Cabai Mahal, Pembeli di Solo Buru Cabai Layu

Meski cabai layu, namun masih cukup enak dikonsumsi.

Cabai Mahal, Pembeli di Solo Buru Cabai Layu.
Foto: ANTARA FOTO
Cabai Mahal, Pembeli di Solo Buru Cabai Layu.

REPUBLIKA.CO.ID, SOLO -- Cabai layu mulai diminati pembeli di Solo, Jawa Tengah, seiring dengan lonjakan harga cabai rawit merah hingga mencapai Rp 76 ribu-Rp 80 ribu per kilogram.

"Beberapa pembeli tanya, ada cabai yang sudah layu atau tidak.

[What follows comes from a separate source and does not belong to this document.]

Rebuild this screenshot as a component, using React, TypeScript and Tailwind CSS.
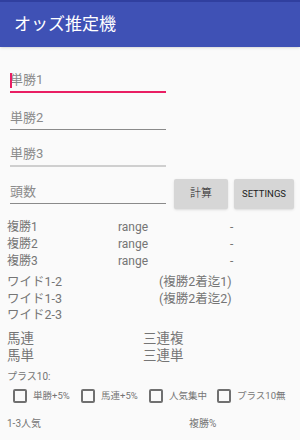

Jadi ya saya jual," kata salah satu pedagang cabai di Pasar Legi, Handayani, Kamis (30/1).

Baca Juga

Ia mengatakan cabai yang mulai layu ini dihargai sekitar Rp 15 ribu-Rp 20 ribu/Kg. Menurut dia, meski cabai layu namun masih cukup enak dikonsumsi.

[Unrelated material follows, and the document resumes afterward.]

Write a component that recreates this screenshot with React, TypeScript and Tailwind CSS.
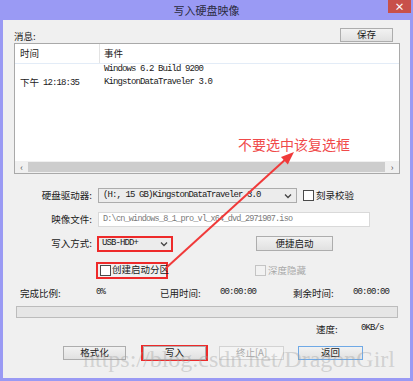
import React from "react";

const cjk = { fontFamily: '"Noto Sans CJK SC", "Noto Sans", sans-serif' };
const mono = { fontFamily: '"Liberation Mono", "DejaVu Sans Mono", "Noto Sans CJK SC", monospace' };

function Btn({
  children,
  className = "",
  disabled = false,
}: {
  children: React.ReactNode;
  className?: string;
  disabled?: boolean;
}) {
  return (
    <button
      type="button"
      className={
        "flex h-[14px] items-center justify-center whitespace-nowrap border text-[9.5px] leading-none " +
        (disabled
          ? "border-[#d3d3d3] bg-[#f4f4f4] text-[#a8a8a8] "
          : "border-[#adadad] bg-gradient-to-b from-[#f2f2f2] to-[#e1e1e1] text-[#1a1a1a] ") +
        className
      }
    >
      {children}
    </button>
  );
}

function Check({ disabled = false }: { disabled?: boolean }) {
  return (
    <span
      className={
        "block h-[11px] w-[11px] shrink-0 border " +
        (disabled ? "border-[#c4c4c4] bg-[#f2f2f2]" : "border-[#4a4a4a] bg-white")
      }
    />
  );
}

function Chevron() {
  return (
    <svg width="8" height="6" viewBox="0 0 8 6" className="shrink-0">
      <path d="M1 1.5 L4 4.5 L7 1.5" fill="none" stroke="#444" strokeWidth="1.3" />
    </svg>
  );
}

export default function App() {
  return (
    <div className="relative flex h-[381px] w-[413px] flex-col overflow-hidden bg-[#9a9af4] text-[#1a1a1a]" style={cjk}>
      {/* title bar */}
      <div className="relative flex h-[20px] shrink-0 items-center justify-center">
        <span className="text-[11px] leading-none text-[#2a2a40]">写入硬盘映像</span>
        <div className="absolute right-[2px] top-0 flex h-[13px] w-[23px] items-center justify-center bg-[#c8504a] text-[10px] font-bold leading-[13px] text-white">
          ×
        </div>
      </div>

      {/* body */}
      <div className="mx-[3px] mb-[3px] flex flex-1 flex-col bg-[#f0f0f0]">
        <div className="mt-[8px] flex h-[14px] items-end justify-between pl-[11px] pr-[17px]">
          <span className="text-[9.5px] leading-[12px]">消息:</span>
          <Btn className="w-[53px]">保存</Btn>
        </div>

        {/* message list */}
        <div className="ml-[11px] mt-[1px] flex h-[131px] w-[386px] flex-col border border-[#a9a9a9] bg-white">
          <div className="flex h-[20px] shrink-0 border-b border-[#e3ecf7] text-[9.5px]">
            <div className="flex w-[85px] items-center border-r border-[#e3e3e3] pl-[5px]">时间</div>
            <div className="flex items-center pl-[4px]">事件</div>
          </div>
          <div className="flex h-[12px] items-center text-[9px]">
            <div className="w-[85px]" />
            <div className="pl-[4px] tracking-[-0.9px]" style={mono}>Windows 6.2 Build 9200</div>
          </div>
          <div className="flex h-[14px] items-center text-[9px]">
            <div className="flex w-[85px] items-center pl-[5px]">
              <span className="text-[9.5px] leading-none">下午</span>
              <span className="ml-[4px] leading-none tracking-[-0.9px]" style={mono}>12:18:35</span>
            </div>
            <div className="pl-[4px] tracking-[-0.9px]" style={mono}>KingstonDataTraveler 3.0</div>
          </div>
          <div className="flex-1" />
          <div className="flex h-[12px] shrink-0 items-center bg-[#f0f0f0]">
            <span className="flex w-[13px] justify-center text-[9px] leading-none text-[#555]">‹</span>
            <div className="h-[10px] flex-1 bg-[#cdcdcd]" />
            <span className="flex w-[14px] justify-center text-[9px] leading-none text-[#555]">›</span>
          </div>
        </div>

        {/* drive row */}
        <div className="mt-[14px] flex h-[15px] items-center whitespace-nowrap text-[9.5px]">
          <span className="w-[89px] text-right">硬盘驱动器:</span>
          <div className="ml-[6px] flex h-[15px] w-[199px] items-center justify-between border border-[#acacac] bg-[#ececec] pl-[4px] pr-[4px]">
            <span className="text-[9px] tracking-[-0.9px]" style={mono}>(H:, 15 GB)KingstonDataTraveler 3.0</span>
            <Chevron />
          </div>
          <div className="ml-[6px] flex items-center gap-[2px]">
            <Check />
            <span>刻录校验</span>
          </div>
        </div>

        {/* file row */}
        <div className="mt-[9px] flex h-[15px] items-center whitespace-nowrap text-[9.5px]">
          <span className="w-[89px] text-right">映像文件:</span>
          <div className="ml-[6px] flex h-[15px] w-[272px] items-center border border-[#d9d9d9] bg-white pl-[4px]">
            <span className="text-[8.5px] tracking-[-0.8px] text-[#7a7a7a]" style={mono}>D:\cn_windows_8_1_pro_vl_x64_dvd_2971907.iso</span>
          </div>
        </div>

        {/* mode row */}
        <div className="mt-[9px] flex h-[15px] items-center whitespace-nowrap text-[9.5px]">
          <span className="w-[89px] text-right">写入方式:</span>
          <div className="ml-[5px] flex h-[16px] w-[76px] items-center justify-between border-2 border-[#ee2a2a] bg-[#ececec] pl-[3px] pr-[3px]">
            <span className="text-[9px] tracking-[-0.9px]" style={mono}>USB-HDD+</span>
            <Chevron />
          </div>
          <Btn className="ml-[83px] h-[15px] w-[77px]">便捷启动</Btn>
        </div>

        {/* checkbox row */}
        <div className="mt-[11px] flex h-[16px] items-center whitespace-nowrap text-[9.5px]">
          <div className="ml-[93px] flex h-[17px] w-[72px] items-center gap-[1px] border-2 border-[#ee2a2a] pl-[2px]">
            <Check />
            <span className="leading-none">创建启动分区</span>
          </div>
          <div className="ml-[87px] flex items-center gap-[2px] text-[#a8a8a8]">
            <Check disabled />
            <span>深度隐藏</span>
          </div>
        </div>

        {/* progress labels */}
        <div className="mt-[9px] flex h-[12px] items-center whitespace-nowrap pl-[17px] text-[9.5px]">
          <span className="w-[76px]">完成比例:</span>
          <span className="w-[64px] text-[9px] tracking-[-0.9px]" style={mono}>0%</span>
          <span className="w-[60px]">已用时间:</span>
          <span className="w-[73px] text-[9px] tracking-[-0.9px]" style={mono}>00:00:00</span>
          <span className="w-[60px]">剩余时间:</span>
          <span className="text-[9px] tracking-[-0.9px]" style={mono}>00:00:00</span>
        </div>

        <div className="ml-[13px] mt-[7px] h-[12px] w-[382px] border border-[#bcbcbc] bg-[#e6e6e6]" />

        <div className="mt-[5px] flex h-[12px] items-center whitespace-nowrap pl-[313px] text-[9.5px]">
          <span className="w-[45px]">速度:</span>
          <span className="text-[9px] tracking-[-0.9px]" style={mono}>0KB/s</span>
        </div>

        {/* buttons */}
        <div className="mt-[10px] flex h-[16px] items-center pl-[60px]">
          <Btn className="w-[63px]">格式化</Btn>
          <div className="ml-[15px] flex h-[16px] w-[67px] items-center justify-center border-2 border-[#ee2a2a]">
            <Btn className="h-[12px] w-[63px]">写入</Btn>
          </div>
          <Btn disabled className="ml-[11px] w-[65px]">
            终止[A]
          </Btn>
          <Btn className="ml-[14px] w-[65px] !border-[#6fa9e6]">返回</Btn>
        </div>
      </div>

      {/* annotation */}
      <span className="absolute left-[238px] top-[137px] whitespace-nowrap text-[14px] leading-[14px] text-[#f04a4a]">不要选中该复选框</span>
      <svg className="pointer-events-none absolute left-0 top-0" width="413" height="381">
        <line x1="166" y1="268" x2="287" y2="158" stroke="#f03a3a" strokeWidth="2" />
        <polygon points="294,152 287.8,164.4 281,157" fill="#f03a3a" />
      </svg>

      {/* watermark */}
      <span
        className="pointer-events-none absolute left-[83px] top-[347px] whitespace-nowrap text-[24px] leading-[24px] text-[rgba(160,160,160,0.4)]"
        style={{ fontFamily: '"Liberation Serif", serif' }}
      >
        https://blog.csdn.net/DragonGirl
      </span>
    </div>
  );
}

"Tidak sampai keluar ulatnya, hanya sudah empuk, kalau yang masih segar kan cabainya keras," katanya.

Ia mengatakan untuk pengolahan cabai tersebut biasanya hanya digunakan kulitnya. Sedangkan biji cabai dipisahkan untuk selanjutnya ditanam. Menurut dia, kulit cabai yang sudah dipisahkan dari biji bisa diolah dengan cara direbus atau dikeringkan terlebih dahulu.

Senada, pedagang lain Sri Lestari, mengatakan semenjak harga cabai melonjak, konsumen mulai banyak mencari cabai yang mulai layu. "Biasanya digunakan untuk sambal, kebanyakan yang cari itu penjual makanan yang ada sambalnya. Memang harganya jauh lebih murah," katanya.

Sejak beberapa minggu terakhir harga cabai terus mengalami kenaikan memasuki musim hujan. Meski demikian, Tim Pengendalian Inflasi Daerah (TPID) yang pada Rabu (29/1) melakukan sidak mengatakan masih akan mengidentifikasi penyebab kenaikan harga tersebut.

"Apakah memang karena hujan sehingga panen terbatas atau alasan lain," kata Wakil Ketua TPID Surakarta Bambang Pramono.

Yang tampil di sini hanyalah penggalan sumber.